Stern later noted that “FERC Form 715-driven projects are exempt from competitive bidding processes pursuant to FERC orders.”
AMP’s proposed project information templates received endorsement from Greg Poulos, the executive director of the Consumer Advocates of the PJM States (CAPS).
“The consumer advocate offices are well aligned with AMP,” Poulos said.
PJM Response
PJM staff attempted to divert project questions to its newly formed online Planning Community, providing a refresher on the group’s purpose.
“It’s not a dead letter office,” PJM’s Fran Barrett said.
But Dolan disagreed, complaining that he hasn’t received responses in that forum.
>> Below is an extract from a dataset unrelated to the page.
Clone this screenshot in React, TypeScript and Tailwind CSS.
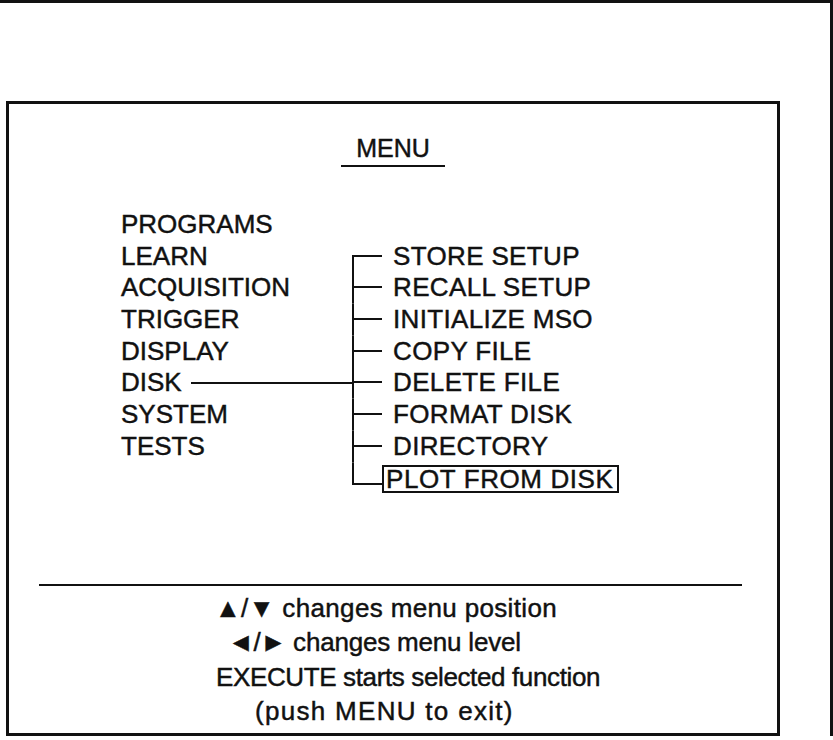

“I’ve submitted a whole slew of questions [to both the planning community and directly to PJM], and just writing them down doesn’t get them answered. My question is: Even if we write them down are they going to get answered?” he said. “I have not received a response to everything [asked], and in fact, we’ve been told we’re not getting an answer” to some questions.
PJM presented several charts documenting transmission projects including one that showed AEP, Dominion Energy and PSE&G proposing many supplemental projects, which are not competitively bid.
“I understand the visuals here, but I don’t think this is enough information to draw conclusions about individual transmission owners and their [Form] 715 criteria,” PJM’s Sue Glatz said.